— Data section —
=====
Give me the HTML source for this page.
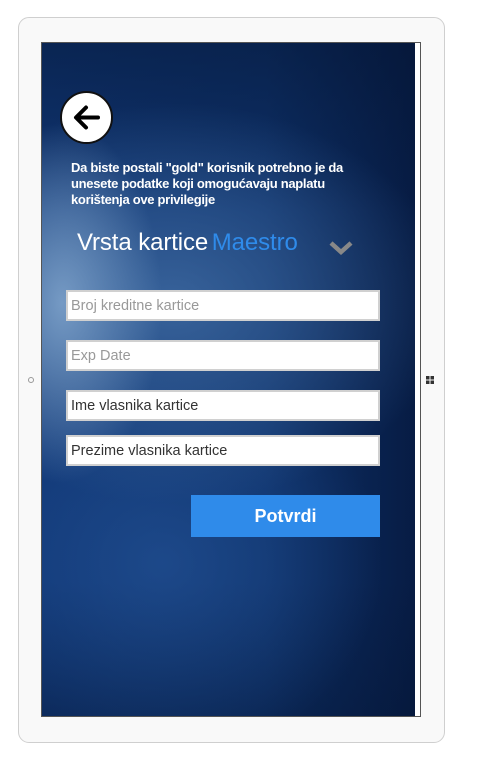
<!DOCTYPE html>
<html><head><meta charset="utf-8"><style>
*{margin:0;padding:0;box-sizing:border-box}
body{width:483px;height:758px;background:#fff;position:relative;font-family:"Liberation Sans",Arial,sans-serif;overflow:hidden}
.frame{position:absolute;left:18px;top:17px;width:427px;height:726px;background:#f9f9f9;border:1px solid #cfcfcf;border-radius:11px}
.screen{position:absolute;left:41px;top:42px;width:380px;height:675px;border:1px solid #555;background:#fff}
.bg{position:absolute;left:0;top:0;width:373px;height:673px;
background:
radial-gradient(ellipse 100px 180px at 20px 260px,rgba(150,185,220,.7),rgba(150,185,220,0)),
radial-gradient(ellipse 280px 200px at 130px 260px,rgba(70,115,170,.75),rgba(70,115,170,0)),
radial-gradient(ellipse 220px 200px at 120px 520px,rgba(40,90,160,.55),rgba(40,90,160,0)),
linear-gradient(180deg,rgba(4,20,50,.5) 0%,rgba(4,20,50,0) 25%,rgba(4,20,50,0) 80%,rgba(4,20,50,.4) 100%),
linear-gradient(90deg,#103674 0%,#0e3169 60%,#071c44 100%);}
.back{position:absolute;left:60px;top:91px;width:53px;height:53px;border-radius:50%;background:#fff;border:2px solid #111}
.txt{position:absolute;left:71px;top:160px;color:#fff;font-size:13px;line-height:16px;width:305px;font-weight:bold;letter-spacing:-.3px}
.title{position:absolute;left:77px;top:229px;font-size:24px;color:#fff;letter-spacing:-.1px;white-space:nowrap;font-weight:500}
.title span{color:#2f8bea;margin-left:-3px}
.chev{position:absolute;left:328px;top:240px}
.in{position:absolute;left:66px;width:314px;height:31px;background:#fff;border:2px solid #d0d0d0;font-size:14.5px;padding:6px 3px;color:#333}
.ph{color:#999}
.btn{position:absolute;left:191px;top:495px;width:189px;height:42px;background:#2f8bea;color:#fff;font-size:18px;font-weight:bold;text-align:center;line-height:42px}
.dot{position:absolute;left:28px;top:377px;width:6px;height:6px;border-radius:50%;border:1px solid #999}
</style></head><body>
<div class="frame"></div>
<div class="dot"></div>
<svg style="position:absolute;left:426px;top:376px" width="8" height="8"><rect x="0" y="0" width="3.5" height="3.5" fill="#333"/><rect x="4.5" y="0" width="3.5" height="3.5" fill="#333"/><rect x="0" y="4.5" width="3.5" height="3.5" fill="#333"/><rect x="4.5" y="4.5" width="3.5" height="3.5" fill="#333"/></svg>
<div class="screen"><div class="bg"></div></div>
<div class="back"><svg width="49" height="49" viewBox="0 0 49 49"><path d="M36 24.5H15M24 14.5L14 24.5L24 34.5" stroke="#000" stroke-width="4" fill="none" stroke-linecap="round" stroke-linejoin="round"/></svg></div>
<div class="txt">Da biste postali "gold" korisnik potrebno je da unesete podatke koji omogućavaju naplatu korištenja ove privilegije</div>
<div class="title">Vrsta kartice <span>Maestro</span></div>
<svg class="chev" width="26" height="16"><path d="M3 3L13 12L23 3" stroke="#888" stroke-width="4.5" fill="none"/></svg>
<div class="in ph" style="top:290px">Broj kreditne kartice</div>
<div class="in ph" style="top:340px">Exp Date</div>
<div class="in" style="top:390px">Ime vlasnika kartice</div>
<div class="in" style="top:435px">Prezime vlasnika kartice</div>
<div class="btn">Potvrdi</div>
</body></html>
=====
— Directive —
Copy out the data above exactly, except the pictures.

— The reply —
Give me the HTML source for this page.
<!DOCTYPE html>
<html><head><meta charset="utf-8"><style>
*{margin:0;padding:0;box-sizing:border-box}
body{width:483px;height:758px;background:#fff;position:relative;font-family:"Liberation Sans",Arial,sans-serif;overflow:hidden}
.frame{position:absolute;left:18px;top:17px;width:427px;height:726px;background:#f9f9f9;border:1px solid #cfcfcf;border-radius:11px}
.screen{position:absolute;left:41px;top:42px;width:380px;height:675px;border:1px solid #555;background:#fff}
.bg{position:absolute;left:0;top:0;width:373px;height:673px;
background:
radial-gradient(ellipse 100px 180px at 20px 260px,rgba(150,185,220,.7),rgba(150,185,220,0)),
radial-gradient(ellipse 280px 200px at 130px 260px,rgba(70,115,170,.75),rgba(70,115,170,0)),
radial-gradient(ellipse 220px 200px at 120px 520px,rgba(40,90,160,.55),rgba(40,90,160,0)),
linear-gradient(180deg,rgba(4,20,50,.5) 0%,rgba(4,20,50,0) 25%,rgba(4,20,50,0) 80%,rgba(4,20,50,.4) 100%),
linear-gradient(90deg,#103674 0%,#0e3169 60%,#071c44 100%);}
.back{position:absolute;left:60px;top:91px;width:53px;height:53px;border-radius:50%;background:#fff;border:2px solid #111}
.txt{position:absolute;left:71px;top:160px;color:#fff;font-size:13px;line-height:16px;width:305px;font-weight:bold;letter-spacing:-.3px}
.title{position:absolute;left:77px;top:229px;font-size:24px;color:#fff;letter-spacing:-.1px;white-space:nowrap;font-weight:500}
.title span{color:#2f8bea;margin-left:-3px}
.chev{position:absolute;left:328px;top:240px}
.in{position:absolute;left:66px;width:314px;height:31px;background:#fff;border:2px solid #d0d0d0;font-size:14.5px;padding:6px 3px;color:#333}
.ph{color:#999}
.btn{position:absolute;left:191px;top:495px;width:189px;height:42px;background:#2f8bea;color:#fff;font-size:18px;font-weight:bold;text-align:center;line-height:42px}
.dot{position:absolute;left:28px;top:377px;width:6px;height:6px;border-radius:50%;border:1px solid #999}
</style></head><body>
<div class="frame"></div>
<div class="dot"></div>
<svg style="position:absolute;left:426px;top:376px" width="8" height="8"><rect x="0" y="0" width="3.5" height="3.5" fill="#333"/><rect x="4.5" y="0" width="3.5" height="3.5" fill="#333"/><rect x="0" y="4.5" width="3.5" height="3.5" fill="#333"/><rect x="4.5" y="4.5" width="3.5" height="3.5" fill="#333"/></svg>
<div class="screen"><div class="bg"></div></div>
<div class="back"><svg width="49" height="49" viewBox="0 0 49 49"><path d="M36 24.5H15M24 14.5L14 24.5L24 34.5" stroke="#000" stroke-width="4" fill="none" stroke-linecap="round" stroke-linejoin="round"/></svg></div>
<div class="txt">Da biste postali "gold" korisnik potrebno je da unesete podatke koji omogućavaju naplatu korištenja ove privilegije</div>
<div class="title">Vrsta kartice <span>Maestro</span></div>
<svg class="chev" width="26" height="16"><path d="M3 3L13 12L23 3" stroke="#888" stroke-width="4.5" fill="none"/></svg>
<div class="in ph" style="top:290px">Broj kreditne kartice</div>
<div class="in ph" style="top:340px">Exp Date</div>
<div class="in" style="top:390px">Ime vlasnika kartice</div>
<div class="in" style="top:435px">Prezime vlasnika kartice</div>
<div class="btn">Potvrdi</div>
</body></html>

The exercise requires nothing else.